---------- DATA SECTION

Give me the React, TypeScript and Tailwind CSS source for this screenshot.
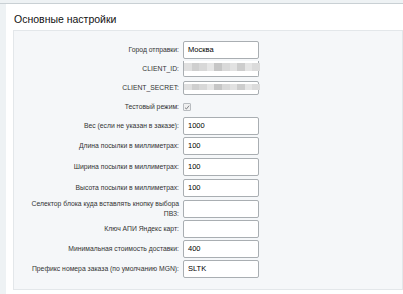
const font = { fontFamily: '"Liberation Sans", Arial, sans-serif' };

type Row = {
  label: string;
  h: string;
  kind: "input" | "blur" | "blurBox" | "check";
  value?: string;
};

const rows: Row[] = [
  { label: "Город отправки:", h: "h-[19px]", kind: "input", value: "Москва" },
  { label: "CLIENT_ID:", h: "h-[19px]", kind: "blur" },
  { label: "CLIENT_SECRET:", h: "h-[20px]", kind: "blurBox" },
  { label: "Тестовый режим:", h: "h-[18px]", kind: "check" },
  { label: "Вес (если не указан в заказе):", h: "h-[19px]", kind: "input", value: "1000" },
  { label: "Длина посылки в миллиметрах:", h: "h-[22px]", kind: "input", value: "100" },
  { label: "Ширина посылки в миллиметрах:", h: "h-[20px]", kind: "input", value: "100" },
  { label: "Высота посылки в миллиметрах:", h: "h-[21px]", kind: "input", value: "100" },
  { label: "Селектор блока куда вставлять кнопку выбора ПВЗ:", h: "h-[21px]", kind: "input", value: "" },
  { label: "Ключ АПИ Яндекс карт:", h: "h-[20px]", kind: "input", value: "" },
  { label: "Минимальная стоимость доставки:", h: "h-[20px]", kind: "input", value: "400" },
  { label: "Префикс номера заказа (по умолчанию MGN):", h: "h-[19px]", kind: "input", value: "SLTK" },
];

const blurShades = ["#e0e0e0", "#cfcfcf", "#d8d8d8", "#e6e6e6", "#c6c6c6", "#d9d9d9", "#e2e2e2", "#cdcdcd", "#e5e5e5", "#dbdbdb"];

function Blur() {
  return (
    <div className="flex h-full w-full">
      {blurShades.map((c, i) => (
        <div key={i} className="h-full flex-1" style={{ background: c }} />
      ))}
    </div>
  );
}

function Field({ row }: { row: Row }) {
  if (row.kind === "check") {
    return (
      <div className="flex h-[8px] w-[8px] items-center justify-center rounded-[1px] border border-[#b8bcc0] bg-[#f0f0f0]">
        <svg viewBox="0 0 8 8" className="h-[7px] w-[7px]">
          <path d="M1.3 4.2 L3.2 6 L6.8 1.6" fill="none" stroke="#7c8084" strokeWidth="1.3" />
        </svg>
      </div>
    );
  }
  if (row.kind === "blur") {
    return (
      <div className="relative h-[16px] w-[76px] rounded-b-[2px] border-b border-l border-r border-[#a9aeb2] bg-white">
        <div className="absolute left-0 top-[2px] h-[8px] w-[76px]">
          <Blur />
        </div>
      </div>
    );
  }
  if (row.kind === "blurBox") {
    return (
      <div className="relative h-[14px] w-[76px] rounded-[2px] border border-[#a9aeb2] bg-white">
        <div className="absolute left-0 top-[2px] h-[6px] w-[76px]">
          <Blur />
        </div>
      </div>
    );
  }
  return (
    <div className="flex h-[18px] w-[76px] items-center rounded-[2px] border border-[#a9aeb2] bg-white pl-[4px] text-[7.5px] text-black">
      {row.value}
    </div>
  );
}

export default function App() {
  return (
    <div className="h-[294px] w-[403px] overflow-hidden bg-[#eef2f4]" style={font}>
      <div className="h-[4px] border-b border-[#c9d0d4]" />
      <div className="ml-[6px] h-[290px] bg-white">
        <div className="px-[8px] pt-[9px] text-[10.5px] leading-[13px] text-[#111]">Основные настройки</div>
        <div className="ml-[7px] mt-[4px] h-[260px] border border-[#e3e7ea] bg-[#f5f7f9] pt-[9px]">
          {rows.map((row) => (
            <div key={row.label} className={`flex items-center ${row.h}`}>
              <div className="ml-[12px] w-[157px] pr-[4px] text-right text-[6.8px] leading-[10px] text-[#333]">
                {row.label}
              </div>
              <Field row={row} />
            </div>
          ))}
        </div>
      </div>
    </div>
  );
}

--------------------

### PROBLEM DETAILS
Copy each line in full and exactly, omitting any picture.

### RESULT FOR THIS TASK
Give me the React, TypeScript and Tailwind CSS source for this screenshot.
const font = { fontFamily: '"Liberation Sans", Arial, sans-serif' };

type Row = {
  label: string;
  h: string;
  kind: "input" | "blur" | "blurBox" | "check";
  value?: string;
};

const rows: Row[] = [
  { label: "Город отправки:", h: "h-[19px]", kind: "input", value: "Москва" },
  { label: "CLIENT_ID:", h: "h-[19px]", kind: "blur" },
  { label: "CLIENT_SECRET:", h: "h-[20px]", kind: "blurBox" },
  { label: "Тестовый режим:", h: "h-[18px]", kind: "check" },
  { label: "Вес (если не указан в заказе):", h: "h-[19px]", kind: "input", value: "1000" },
  { label: "Длина посылки в миллиметрах:", h: "h-[22px]", kind: "input", value: "100" },
  { label: "Ширина посылки в миллиметрах:", h: "h-[20px]", kind: "input", value: "100" },
  { label: "Высота посылки в миллиметрах:", h: "h-[21px]", kind: "input", value: "100" },
  { label: "Селектор блока куда вставлять кнопку выбора ПВЗ:", h: "h-[21px]", kind: "input", value: "" },
  { label: "Ключ АПИ Яндекс карт:", h: "h-[20px]", kind: "input", value: "" },
  { label: "Минимальная стоимость доставки:", h: "h-[20px]", kind: "input", value: "400" },
  { label: "Префикс номера заказа (по умолчанию MGN):", h: "h-[19px]", kind: "input", value: "SLTK" },
];

const blurShades = ["#e0e0e0", "#cfcfcf", "#d8d8d8", "#e6e6e6", "#c6c6c6", "#d9d9d9", "#e2e2e2", "#cdcdcd", "#e5e5e5", "#dbdbdb"];

function Blur() {
  return (
    <div className="flex h-full w-full">
      {blurShades.map((c, i) => (
        <div key={i} className="h-full flex-1" style={{ background: c }} />
      ))}
    </div>
  );
}

function Field({ row }: { row: Row }) {
  if (row.kind === "check") {
    return (
      <div className="flex h-[8px] w-[8px] items-center justify-center rounded-[1px] border border-[#b8bcc0] bg-[#f0f0f0]">
        <svg viewBox="0 0 8 8" className="h-[7px] w-[7px]">
          <path d="M1.3 4.2 L3.2 6 L6.8 1.6" fill="none" stroke="#7c8084" strokeWidth="1.3" />
        </svg>
      </div>
    );
  }
  if (row.kind === "blur") {
    return (
      <div className="relative h-[16px] w-[76px] rounded-b-[2px] border-b border-l border-r border-[#a9aeb2] bg-white">
        <div className="absolute left-0 top-[2px] h-[8px] w-[76px]">
          <Blur />
        </div>
      </div>
    );
  }
  if (row.kind === "blurBox") {
    return (
      <div className="relative h-[14px] w-[76px] rounded-[2px] border border-[#a9aeb2] bg-white">
        <div className="absolute left-0 top-[2px] h-[6px] w-[76px]">
          <Blur />
        </div>
      </div>
    );
  }
  return (
    <div className="flex h-[18px] w-[76px] items-center rounded-[2px] border border-[#a9aeb2] bg-white pl-[4px] text-[7.5px] text-black">
      {row.value}
    </div>
  );
}

export default function App() {
  return (
    <div className="h-[294px] w-[403px] overflow-hidden bg-[#eef2f4]" style={font}>
      <div className="h-[4px] border-b border-[#c9d0d4]" />
      <div className="ml-[6px] h-[290px] bg-white">
        <div className="px-[8px] pt-[9px] text-[10.5px] leading-[13px] text-[#111]">Основные настройки</div>
        <div className="ml-[7px] mt-[4px] h-[260px] border border-[#e3e7ea] bg-[#f5f7f9] pt-[9px]">
          {rows.map((row) => (
            <div key={row.label} className={`flex items-center ${row.h}`}>
              <div className="ml-[12px] w-[157px] pr-[4px] text-right text-[6.8px] leading-[10px] text-[#333]">
                {row.label}
              </div>
              <Field row={row} />
            </div>
          ))}
        </div>
      </div>
    </div>
  );
}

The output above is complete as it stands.